STATED EXERCISE
Find every line in the records below that holds the word "components", and copy it out.

DATA LINES
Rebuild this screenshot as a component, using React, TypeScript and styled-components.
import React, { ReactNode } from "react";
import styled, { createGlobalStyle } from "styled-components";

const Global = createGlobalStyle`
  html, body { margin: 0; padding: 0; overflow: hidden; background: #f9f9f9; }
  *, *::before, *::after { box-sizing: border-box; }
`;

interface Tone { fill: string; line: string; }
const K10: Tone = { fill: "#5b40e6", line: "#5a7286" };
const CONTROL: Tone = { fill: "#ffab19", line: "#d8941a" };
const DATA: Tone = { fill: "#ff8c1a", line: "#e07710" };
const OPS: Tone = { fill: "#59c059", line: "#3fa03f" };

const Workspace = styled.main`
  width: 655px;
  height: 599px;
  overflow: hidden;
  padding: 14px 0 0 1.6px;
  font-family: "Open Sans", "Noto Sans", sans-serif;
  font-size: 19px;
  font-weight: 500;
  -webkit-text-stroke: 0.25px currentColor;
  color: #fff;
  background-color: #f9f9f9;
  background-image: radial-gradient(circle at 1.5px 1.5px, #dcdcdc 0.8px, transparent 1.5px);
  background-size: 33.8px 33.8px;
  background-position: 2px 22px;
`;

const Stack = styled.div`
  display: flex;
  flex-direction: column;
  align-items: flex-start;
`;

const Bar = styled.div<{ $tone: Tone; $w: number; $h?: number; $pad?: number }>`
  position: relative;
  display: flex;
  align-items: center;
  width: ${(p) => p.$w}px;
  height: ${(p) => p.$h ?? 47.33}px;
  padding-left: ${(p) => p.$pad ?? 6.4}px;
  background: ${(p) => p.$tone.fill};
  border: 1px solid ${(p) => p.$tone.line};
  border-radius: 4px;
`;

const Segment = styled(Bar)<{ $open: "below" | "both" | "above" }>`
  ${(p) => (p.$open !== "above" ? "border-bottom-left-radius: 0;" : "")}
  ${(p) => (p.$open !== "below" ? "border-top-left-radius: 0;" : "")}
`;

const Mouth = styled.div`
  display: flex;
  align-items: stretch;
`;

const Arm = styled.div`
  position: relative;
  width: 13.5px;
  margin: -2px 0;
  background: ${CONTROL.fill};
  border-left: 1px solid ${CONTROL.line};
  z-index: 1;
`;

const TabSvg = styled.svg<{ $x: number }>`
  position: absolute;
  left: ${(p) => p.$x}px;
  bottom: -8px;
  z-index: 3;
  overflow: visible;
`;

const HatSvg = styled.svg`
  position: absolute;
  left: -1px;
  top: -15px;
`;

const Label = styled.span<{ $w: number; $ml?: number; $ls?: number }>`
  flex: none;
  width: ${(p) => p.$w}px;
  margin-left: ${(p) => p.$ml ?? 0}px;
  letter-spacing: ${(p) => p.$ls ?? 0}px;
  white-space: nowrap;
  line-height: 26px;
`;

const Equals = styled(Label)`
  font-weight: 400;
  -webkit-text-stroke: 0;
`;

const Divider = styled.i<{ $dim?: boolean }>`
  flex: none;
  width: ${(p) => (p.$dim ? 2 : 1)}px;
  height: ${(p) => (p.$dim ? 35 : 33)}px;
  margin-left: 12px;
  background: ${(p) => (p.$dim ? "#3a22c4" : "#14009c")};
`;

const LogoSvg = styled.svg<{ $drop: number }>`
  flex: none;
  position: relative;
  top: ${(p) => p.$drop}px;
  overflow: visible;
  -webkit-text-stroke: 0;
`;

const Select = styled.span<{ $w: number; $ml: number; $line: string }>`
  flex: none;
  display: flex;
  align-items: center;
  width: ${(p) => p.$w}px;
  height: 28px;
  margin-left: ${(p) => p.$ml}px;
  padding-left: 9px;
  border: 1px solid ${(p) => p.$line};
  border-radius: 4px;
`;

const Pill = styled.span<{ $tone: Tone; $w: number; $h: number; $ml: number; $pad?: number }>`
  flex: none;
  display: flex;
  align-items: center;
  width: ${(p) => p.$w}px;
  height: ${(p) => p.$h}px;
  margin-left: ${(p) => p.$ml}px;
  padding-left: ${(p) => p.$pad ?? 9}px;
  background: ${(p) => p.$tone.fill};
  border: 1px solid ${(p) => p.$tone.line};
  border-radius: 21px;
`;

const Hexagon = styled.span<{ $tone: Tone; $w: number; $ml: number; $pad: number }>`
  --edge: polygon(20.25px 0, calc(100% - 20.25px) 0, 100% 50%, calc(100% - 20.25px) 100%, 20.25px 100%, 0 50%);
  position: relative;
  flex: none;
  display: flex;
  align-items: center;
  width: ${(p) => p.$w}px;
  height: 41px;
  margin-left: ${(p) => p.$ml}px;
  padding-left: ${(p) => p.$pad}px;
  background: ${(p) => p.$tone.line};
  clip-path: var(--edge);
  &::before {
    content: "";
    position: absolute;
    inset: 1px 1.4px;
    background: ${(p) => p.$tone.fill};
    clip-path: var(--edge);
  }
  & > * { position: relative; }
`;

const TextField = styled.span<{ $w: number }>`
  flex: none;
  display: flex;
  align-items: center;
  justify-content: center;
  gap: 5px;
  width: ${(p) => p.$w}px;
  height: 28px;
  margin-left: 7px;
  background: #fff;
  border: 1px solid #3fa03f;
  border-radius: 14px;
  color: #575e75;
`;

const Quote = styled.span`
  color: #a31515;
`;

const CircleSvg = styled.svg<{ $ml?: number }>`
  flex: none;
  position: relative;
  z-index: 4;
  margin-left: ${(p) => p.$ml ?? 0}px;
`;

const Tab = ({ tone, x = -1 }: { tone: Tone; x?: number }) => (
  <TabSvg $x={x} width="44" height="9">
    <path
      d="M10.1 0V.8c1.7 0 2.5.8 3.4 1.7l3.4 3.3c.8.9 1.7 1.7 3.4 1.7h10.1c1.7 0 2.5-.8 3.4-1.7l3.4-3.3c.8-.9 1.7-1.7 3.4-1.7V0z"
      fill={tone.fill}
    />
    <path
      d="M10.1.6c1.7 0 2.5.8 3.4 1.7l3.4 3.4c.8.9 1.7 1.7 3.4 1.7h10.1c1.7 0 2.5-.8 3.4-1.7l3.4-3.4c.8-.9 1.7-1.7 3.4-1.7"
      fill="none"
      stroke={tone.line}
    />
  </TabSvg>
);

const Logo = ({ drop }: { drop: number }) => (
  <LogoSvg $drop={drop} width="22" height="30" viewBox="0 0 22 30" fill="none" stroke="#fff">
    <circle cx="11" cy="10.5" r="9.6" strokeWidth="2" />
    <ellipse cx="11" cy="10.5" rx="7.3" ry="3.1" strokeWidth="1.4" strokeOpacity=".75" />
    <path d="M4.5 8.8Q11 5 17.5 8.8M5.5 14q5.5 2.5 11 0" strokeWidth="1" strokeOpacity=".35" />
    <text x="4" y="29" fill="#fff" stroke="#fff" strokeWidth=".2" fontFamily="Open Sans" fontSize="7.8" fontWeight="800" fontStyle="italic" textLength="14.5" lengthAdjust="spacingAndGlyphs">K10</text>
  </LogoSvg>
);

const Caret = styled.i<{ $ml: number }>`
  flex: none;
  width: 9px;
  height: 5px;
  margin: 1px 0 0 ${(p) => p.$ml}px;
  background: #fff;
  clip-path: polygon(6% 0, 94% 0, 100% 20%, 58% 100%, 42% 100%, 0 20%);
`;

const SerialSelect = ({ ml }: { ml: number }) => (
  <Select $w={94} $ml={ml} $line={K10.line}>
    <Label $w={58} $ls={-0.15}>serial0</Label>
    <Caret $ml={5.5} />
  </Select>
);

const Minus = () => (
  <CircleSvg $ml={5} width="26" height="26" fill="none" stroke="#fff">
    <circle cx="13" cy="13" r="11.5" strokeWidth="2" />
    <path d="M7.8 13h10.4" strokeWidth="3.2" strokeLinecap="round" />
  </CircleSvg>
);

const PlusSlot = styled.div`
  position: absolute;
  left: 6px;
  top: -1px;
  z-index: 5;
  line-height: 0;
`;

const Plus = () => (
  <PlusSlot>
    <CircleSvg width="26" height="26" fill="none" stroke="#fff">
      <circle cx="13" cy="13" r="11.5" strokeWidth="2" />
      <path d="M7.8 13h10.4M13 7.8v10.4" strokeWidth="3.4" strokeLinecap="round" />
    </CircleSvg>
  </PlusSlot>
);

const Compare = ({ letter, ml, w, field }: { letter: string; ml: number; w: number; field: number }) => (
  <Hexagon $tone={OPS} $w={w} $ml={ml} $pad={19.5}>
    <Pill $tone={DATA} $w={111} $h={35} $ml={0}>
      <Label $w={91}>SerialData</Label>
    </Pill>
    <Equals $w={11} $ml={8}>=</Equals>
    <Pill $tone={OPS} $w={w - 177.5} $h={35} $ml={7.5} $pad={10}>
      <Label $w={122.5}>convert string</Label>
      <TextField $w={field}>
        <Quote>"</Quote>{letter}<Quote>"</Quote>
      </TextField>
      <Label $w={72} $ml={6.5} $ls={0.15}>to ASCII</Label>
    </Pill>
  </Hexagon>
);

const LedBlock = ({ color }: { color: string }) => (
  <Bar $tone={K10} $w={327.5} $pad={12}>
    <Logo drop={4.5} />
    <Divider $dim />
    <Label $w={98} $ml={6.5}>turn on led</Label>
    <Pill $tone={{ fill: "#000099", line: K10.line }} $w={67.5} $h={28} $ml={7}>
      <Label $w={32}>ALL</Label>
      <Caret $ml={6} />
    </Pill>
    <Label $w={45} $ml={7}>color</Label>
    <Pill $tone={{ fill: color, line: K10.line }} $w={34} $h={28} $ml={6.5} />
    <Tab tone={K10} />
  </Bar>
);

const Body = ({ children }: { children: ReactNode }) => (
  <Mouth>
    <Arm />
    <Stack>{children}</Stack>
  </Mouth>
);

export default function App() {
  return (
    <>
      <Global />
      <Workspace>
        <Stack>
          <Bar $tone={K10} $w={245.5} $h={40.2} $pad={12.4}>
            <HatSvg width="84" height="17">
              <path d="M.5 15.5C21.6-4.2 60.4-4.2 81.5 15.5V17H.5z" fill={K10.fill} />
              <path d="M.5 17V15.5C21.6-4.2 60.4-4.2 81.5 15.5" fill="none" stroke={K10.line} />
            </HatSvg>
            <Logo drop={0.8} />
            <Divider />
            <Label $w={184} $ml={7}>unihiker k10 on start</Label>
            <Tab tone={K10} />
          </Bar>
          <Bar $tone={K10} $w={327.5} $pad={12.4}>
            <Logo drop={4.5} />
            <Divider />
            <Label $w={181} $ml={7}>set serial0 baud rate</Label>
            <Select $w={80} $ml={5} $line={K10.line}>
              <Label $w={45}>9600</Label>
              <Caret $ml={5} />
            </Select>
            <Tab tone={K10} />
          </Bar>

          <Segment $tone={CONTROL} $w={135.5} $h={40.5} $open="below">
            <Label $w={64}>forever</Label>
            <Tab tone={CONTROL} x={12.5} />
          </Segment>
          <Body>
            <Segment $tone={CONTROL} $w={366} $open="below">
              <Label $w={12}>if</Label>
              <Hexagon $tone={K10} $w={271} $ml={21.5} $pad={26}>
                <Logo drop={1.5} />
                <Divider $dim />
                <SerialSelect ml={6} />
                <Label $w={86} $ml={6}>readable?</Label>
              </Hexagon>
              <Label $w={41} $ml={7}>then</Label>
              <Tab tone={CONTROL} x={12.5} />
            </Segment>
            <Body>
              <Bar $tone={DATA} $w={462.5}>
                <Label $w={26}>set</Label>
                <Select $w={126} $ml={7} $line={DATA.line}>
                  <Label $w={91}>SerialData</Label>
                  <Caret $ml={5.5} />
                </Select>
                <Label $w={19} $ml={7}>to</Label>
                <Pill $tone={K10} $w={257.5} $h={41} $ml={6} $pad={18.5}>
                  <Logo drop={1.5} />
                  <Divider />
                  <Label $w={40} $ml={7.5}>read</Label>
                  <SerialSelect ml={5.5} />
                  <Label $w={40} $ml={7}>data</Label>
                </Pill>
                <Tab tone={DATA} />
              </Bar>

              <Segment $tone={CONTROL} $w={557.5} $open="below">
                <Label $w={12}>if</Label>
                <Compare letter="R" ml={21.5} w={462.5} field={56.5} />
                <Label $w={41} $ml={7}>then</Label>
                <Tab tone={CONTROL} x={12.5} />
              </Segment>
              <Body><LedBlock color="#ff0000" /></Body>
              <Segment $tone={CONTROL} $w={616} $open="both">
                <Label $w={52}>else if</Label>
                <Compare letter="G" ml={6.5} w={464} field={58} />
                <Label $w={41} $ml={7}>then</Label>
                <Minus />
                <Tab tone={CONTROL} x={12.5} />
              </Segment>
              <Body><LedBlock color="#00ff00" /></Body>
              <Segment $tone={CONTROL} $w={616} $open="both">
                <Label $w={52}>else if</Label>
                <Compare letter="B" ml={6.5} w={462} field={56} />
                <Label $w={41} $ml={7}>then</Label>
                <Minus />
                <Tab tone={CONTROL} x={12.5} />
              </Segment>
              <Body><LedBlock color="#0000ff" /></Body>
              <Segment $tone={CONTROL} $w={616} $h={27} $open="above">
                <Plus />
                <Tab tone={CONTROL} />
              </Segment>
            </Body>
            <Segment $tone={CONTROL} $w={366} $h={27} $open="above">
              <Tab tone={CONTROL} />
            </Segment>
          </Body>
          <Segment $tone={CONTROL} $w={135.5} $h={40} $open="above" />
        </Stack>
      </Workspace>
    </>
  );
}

--

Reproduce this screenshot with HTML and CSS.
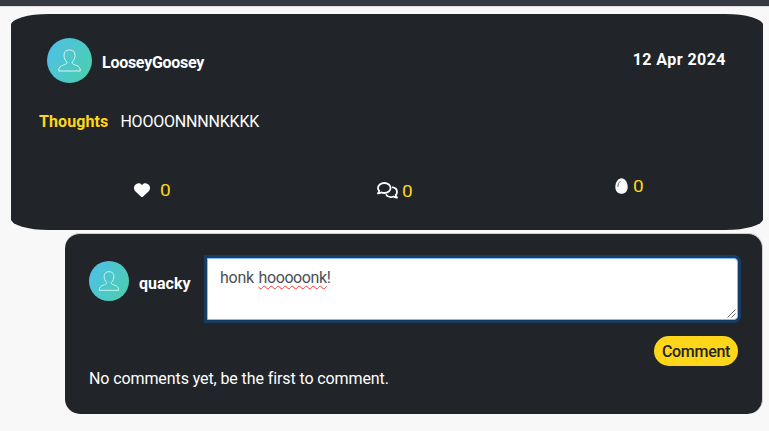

RESULT FOR THIS EXERCISE
Rebuild this screenshot as a component, using React, TypeScript and styled-components.
import styled, { createGlobalStyle } from "styled-components";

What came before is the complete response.